July 1989 – Piper Alpha disaster
One of the earliest strikes in the North Sea was to commemorate the 1988 Piper Alpha disaster, in which 167 workers were killed by an explosion at the Piper Alpha platform offshore Aberdeen.
In the wake of this disaster, the Offshore Industry Liason committee (OILC) trade union was formed.
Nearly 7,000 oil workers stayed away from work and halted production as part of a protest against the lack of new safety measures a year after the disaster.
The strikes were also intended to highlight safety legislation problems for offshore work. While the 1974 Health and Safety at Work Act covered oil and gas workers onshore, offshore workers were not offered the legal protection provided by the act.
August 1990 – OILC strikes
Offshore strikes arose again in 1990, supported by the OILC. Disputes over union recognition, safety and pay led to a number of offshore crews in the North Sea again downing tools. By August 1990, workers at 74 installations were striking.
OILC founder Ronnie McDonald told Energy Voice “the offshore workers’ insurrection over an 18-month period to late 1990 refocused minds of operators and employers and led to reinstatement of our confiscated pay and conditions, plus some extra.
“Three imposed wage hikes in the 17 months to mid-1990 delivered an average 47% pay rise to offshore contractor employees; yes, 47%.
“The cash was welcome. But the main focus of the industrial action wasn’t pay at all. We believed that only united trade unions could be capable of protecting us against a repeat of the bad treatment of the previous decade.”
June 2012 – Norwegian unions vs OLF
They demanded wage increases, better overtime pay and the right to retire at 62, which were initially refused by the OLF.
The strike lasted 16 days, and was estimated to have cost Norway $300m. Total oil production in Norway was cut by 13% and gas output by 4%.
The Norwegian government eventually had to use emergency powers to end the strike. The industrial action resulted in arbitration talks in September 2012 to avert another strike, earning the workers holiday allowances, an increase in shift rates and a 4.5% rise in wages.
July 2016 – Unite vs Shell
The strike was in opposition to pay cuts that workers feared would reduce their pay and allowances by up to 30%, as well as changes in schedule from a two-week cycle to a three-week cycle without a rise in pay.
“Strike action by our members is not a decision they take lightly, but they have been pushed to the limit by an employer unwilling to rethink proposals to slash their pay and allowances,” said Unite regional officer John Boland.

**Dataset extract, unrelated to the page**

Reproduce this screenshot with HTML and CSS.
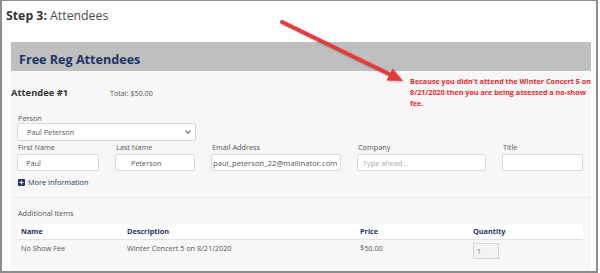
FILE: index.html
```html
<!DOCTYPE html>
<html lang="en">
<head>
  <meta charset="UTF-8" />
  <title>Step 3: Attendees</title>
  <link rel="stylesheet" href="styles.css">
</head>
<body>

  <div class="frame">
    <h1 class="step"><b>Step 3:</b> Attendees</h1>

    <div class="panel">
      <div class="panel-head">Free Reg Attendees</div>

      <div class="att-row">
        <div class="att-left">
          <h3>Attendee #1</h3>
          <span class="total">Total: $50.00</span>
        </div>
        <p class="note">Because you didn't attend the Winter Concert 5 on<br>8/21/2020 then you are being assessed a no-show<br>fee.</p>
      </div>

      <div class="form">
        <label class="lbl-person">Person</label>
        <div class="select-wrap">
          <select class="person">
            <option>Paul Peterson</option>
          </select>
          <svg class="chev" width="6" height="4" viewBox="0 0 6 4"><polyline points="0.6,0.6 3,3.2 5.4,0.6" fill="none" stroke="#666" stroke-width="1.1"/></svg>
        </div>

        <div class="fields">
          <div class="field f-first"><label>First Name</label><input type="text" value="Paul"></div>
          <div class="field f-last"><label>Last Name</label><input type="text" class="in-last" value="Peterson"></div>
          <div class="field f-email"><label>Email Address</label><input type="text" class="in-email" value="paul_peterson_22@mailinator.com"></div>
          <div class="field f-company"><label>Company</label><input type="text" class="in-company" placeholder="Type ahead..."></div>
          <div class="field f-title"><label>Title</label><input type="text"></div>
        </div>

        <a href="#" class="more">
          <svg width="7" height="7" viewBox="0 0 7 7"><rect width="7" height="7" rx="1" fill="#1d3566"/><path d="M3.5 1.5v4M1.5 3.5h4" stroke="#fff" stroke-width="1.2"/></svg>
          More Information
        </a>
      </div>

      <hr class="sep">

      <div class="items">
        <div class="items-title">Additional Items</div>
        <table>
          <thead>
            <tr>
              <th class="c-name">Name</th>
              <th class="c-desc">Description</th>
              <th class="c-price">Price</th>
              <th>Quantity</th>
            </tr>
          </thead>
          <tbody>
            <tr>
              <td>No Show Fee</td>
              <td>Winter Concert 5 on 8/21/2020</td>
              <td>$50.00</td>
              <td><input type="text" class="qty" value="1" disabled></td>
            </tr>
          </tbody>
        </table>
      </div>
    </div>

    <!-- callout arrow -->
    <svg class="arrow" width="600" height="273" viewBox="0 0 600 273">
      <line x1="282" y1="22" x2="391" y2="75" stroke="#e63b3b" stroke-width="4" stroke-linecap="round"/>
      <polygon points="403,81 386.5,80.5 392.5,68.5" fill="#e63b3b"/>
    </svg>
  </div>

</body>
</html>
```

FILE: styles.css
```css
body {
  margin: 0;
  font-family: "Open Sans", sans-serif;
  background: #fff;
}
.frame {
  position: relative;
  width: 598px;
  height: 273px;
  box-sizing: border-box;
  border: 2px solid #8c8c8c;
  border-top-width: 1px;
  display: flex;
  flex-direction: column;
  background: #fff;
}
.step {
  margin: 7px 0 0 4px;
  font-size: 12.3px;
  line-height: 16px;
  font-weight: normal;
  color: #4a4a4a;
}
.step b {
  color: #333;
}
.panel {
  margin: 18px 5px 0 9px;
  flex: 1;
  background: #f7f7f7;
}
.panel-head {
  background: #bfbfbf;
  height: 29px;
  box-sizing: border-box;
  padding: 9px 8px 0;
  font-size: 12.6px;
  line-height: 17px;
  font-weight: bold;
  color: #1d3566;
}
.att-row {
  display: flex;
  align-items: flex-start;
  justify-content: space-between;
}
.att-left {
  display: flex;
  align-items: baseline;
  margin-top: 15px;
}
.att-left h3 {
  margin: 0;
  width: 99px;
  font-size: 9.4px;
  line-height: 13px;
  color: #333;
}
.total {
  font-size: 7.2px;
  color: #555;
}
.note {
  margin: 5px 0 0;
  font-size: 7.2px;
  line-height: 11px;
  font-weight: bold;
  color: #e8282c;
  white-space: nowrap;
}
.form {
  padding: 4px 0 0 6px;
}
label {
  display: block;
  padding-left: 1px;
  font-size: 7.3px;
  line-height: 10px;
  color: #555;
}
.select-wrap {
  position: relative;
  width: 179px;
}
.person {
  appearance: none;
  -webkit-appearance: none;
  display: block;
  width: 100%;
  height: 18px;
  padding: 0 9px;
  border: 1px solid #d8d8d8;
  border-radius: 2px;
  background: #fff;
  font: 7.3px "Open Sans", sans-serif;
  color: #555;
}
.chev {
  position: absolute;
  right: 5px;
  top: 7px;
}
.fields {
  display: flex;
  gap: 16px;
  margin-top: 1px;
}
.field label {
  margin-bottom: 2px;
}
.field input {
  display: block;
  width: 100%;
  height: 17px;
  box-sizing: border-box;
  padding: 0 8px;
  border: 1px solid #dadada;
  border-radius: 2px;
  background: #fff;
  font: 7.3px "Open Sans", sans-serif;
  color: #555;
}
.field input::placeholder {
  color: #aaa;
}
.f-first { width: 82px; }
.f-last { width: 80px; }
.f-email { width: 130px; }
.f-company { width: 129px; }
.f-title { width: 81px; }
.in-last { padding-left: 15px !important; }
.in-email { padding: 0 0 0 1px !important; font-size: 7.7px !important; }
.in-company { padding-left: 5px !important; }
.more {
  display: flex;
  align-items: center;
  gap: 3px;
  margin-top: 6px;
  padding-left: 1px;
  font-size: 7.3px;
  line-height: 10px;
  color: #1d3566;
  text-decoration: none;
}
.sep {
  margin: 10px 0 0;
  border: 0;
  border-top: 1px solid #ececec;
}
.items {
  padding: 10px 8px 0 6px;
}
.items-title {
  padding-left: 1px;
  font-size: 7.3px;
  line-height: 10px;
  color: #555;
}
table {
  width: 100%;
  margin-top: 6px;
  border-collapse: collapse;
  font-size: 7.3px;
}
th {
  height: 15px;
  padding: 0 0 0 4px;
  background: #fff;
  border-bottom: 1px solid #e2e2e2;
  text-align: left;
  line-height: 15px;
  color: #1d3566;
  font-weight: bold;
}
.c-name { width: 102px; }
.c-desc { width: 229px; }
.c-price { width: 109px; }
td {
  padding: 3px 0 0 4px;
  vertical-align: top;
  line-height: 10px;
  color: #555;
}
.qty {
  display: block;
  width: 26px;
  height: 16px;
  box-sizing: border-box;
  padding: 0 0 0 3px;
  border: 1px solid #d6d6d6;
  background: #f3f3f3;
  font: 7.3px "Open Sans", sans-serif;
  color: #888;
}
.arrow {
  position: absolute;
  left: -2px;
  top: -1px;
  pointer-events: none;
  filter: drop-shadow(1px 1px 1px rgba(0,0,0,0.25));
}
```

Shell described the industrial action as “highly regrettable” and “counter-productive.”
July 2018 – Safe vs Norwegian Shipowners’ Association
On 17 July 2018, a strike against the Norwegian Shipowners’ Association organised by the Safe union began and ran for ten days.
The primary reason for the strike was pension rights, but the unions also argued for floating rig workers to be paid the same as platform workers.
The strike eventually included 1,600 workers on rigs operated by companies such as Transocean, Saipem and Shell, the latter of which had to suspend production at its Knarr field, which produces 23,900 barrels of oil a day in addition to natural gas and natural gas liquids.
July 2018 – Unite vs Total
Soon after the strike against the Norwegian Shipowners’ Association, Unite members working on three of Total’s platforms, Alwyn, Elgin and Dunbar, on the UK Continental Shelf took industrial action against a shift from a two-week rota to a three-week rota.
The strike action lasted from 23 July to September and affected production at the facilities, reducing gas output by as much as 13 million cubic metres per day and oil output by around 70,000 barrels per day.
This strike caused Shell to adjust its rota system in September 2018 to avoid similar industrial action on its platforms.
March 2019 – Unite vs Total again
Once again disputes between Unite and Total led to strike action on the Alwyn, Elgin and Dunbar platforms, with a new round of protests taking place on 11 March 2019. These platforms collectively hire over 200 workers.
Similar to the July 2018 strike, the dispute was over proposals of shift rotation changes that would make existing terms and conditions less favourable.
“Shamefully, workers are also being frozen out of the existing competency scheme that rewarded members for being more skilled and was a route to progression.”
The strike consisted of a combination of 24-hour and three-hour strikes, as well as an overtime ban over five weeks.